Thanks, Nina, for sharing and inspiring…

May 6th, 2012 There was a really wonderful post here about self-love just a few minutes ago. As I was editing the photo for the piece, my phone decided to reset itself. When I went back to the draft, just the title was left. It’s 12:31 am and too late to rewrite it.
How about if we say it wasn’t meant to be said – today anyway. Tonight I truly feel it’s better to just let it go and sleep on it. I hope you all had a wonderful Saturday. I did, and can sleep well tonight.
And so, as another day goes by, let’s just let it go by, and…I have written.

May 4th, 2012 It has been over a year now since I began Julia Cameron’s Artist Way training. I’ve often mentioned the two most important things she suggests to ignite and foster creativity. One was morning pages. That I have down pat. Today was number 415. The other suggestion was artist dates. This involved taking days alone, at least once a week, and going on an artist date.

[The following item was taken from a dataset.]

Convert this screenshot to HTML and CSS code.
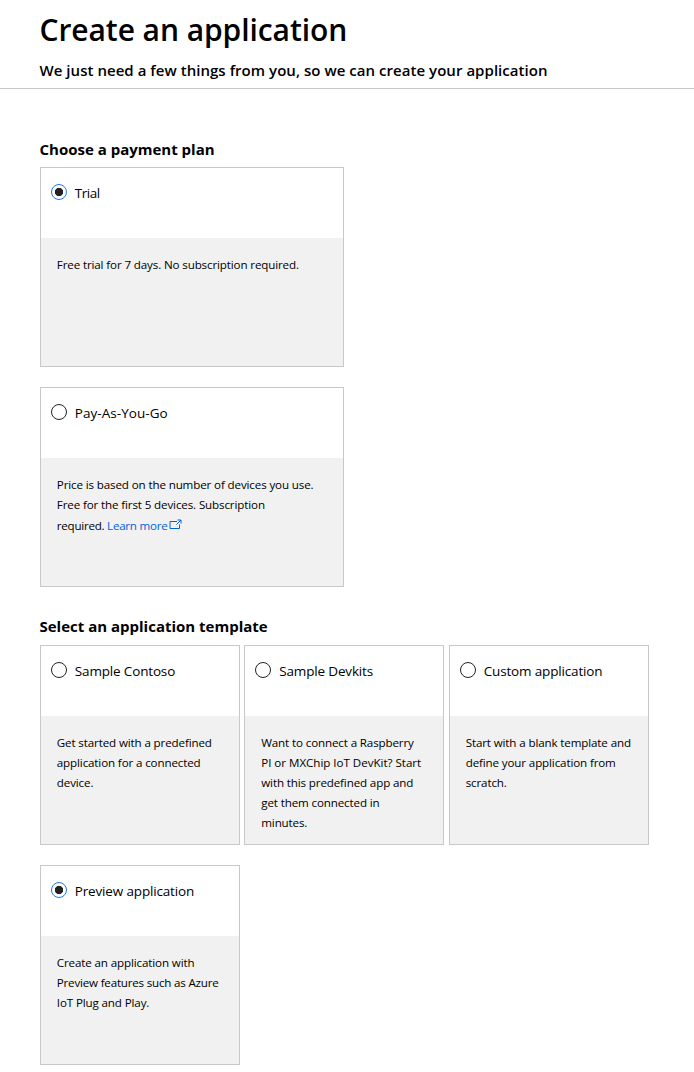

An artist date is a day spent walking, shopping, observing, eating alone, going to a movie alone, etc. This point of this exercise was to connect to the inner artist child that lives inside of us. I have gone on a lot of artist dates and wrote about many of them. They were fun. Freeing in the sort of way they were meant to be, only I never really felt the connection with that inner artist child. I felt it was sort of embarrassing to behave like a child and participate in childlike wonder. I never felt that part of the date.
Then, today, I was getting ready to leave to drive to NY. I was planning to cut up fresh fruit and chicken for nice healthy snack. Then all of a sudden I remembered the small bag of Lay’s baked chips I bought on my last trip. I actually got excited. I said to myself, “I’m going to get those chips on my ride today.” I had to laugh out loud at how giddy I was over a bag of chips. I pictured myself, in my chucks and jeans, happily skipping out of the rest stop store holding my chips.
Then it dawned on me. I saw her. I met my inner artist child. That’s how it feels to reconnect with your past self. That was fun. That was freeing and uplifting. My ride today will be an artist date, and this time it will be with the inner artist child I’ve been searching for.
Sometimes we really do take our adult selves too seriously. So busy trying to make a go of our jobs, and families, and responsibilities. We only allow “fun” in in an adult way – dinner and movies, concerts, ball games, wine by fire, etc. What about the simple joy of an anticipated bag of chips? What about skipping down the curb when you’ve finally got them? Maybe this mindfulness stuff is taking hold after all.
And so, as another day goes by, this day contains chips, and …I have written.
(I didn’t quite skip back to the car, but I definitely had a spring in my step! Lol!)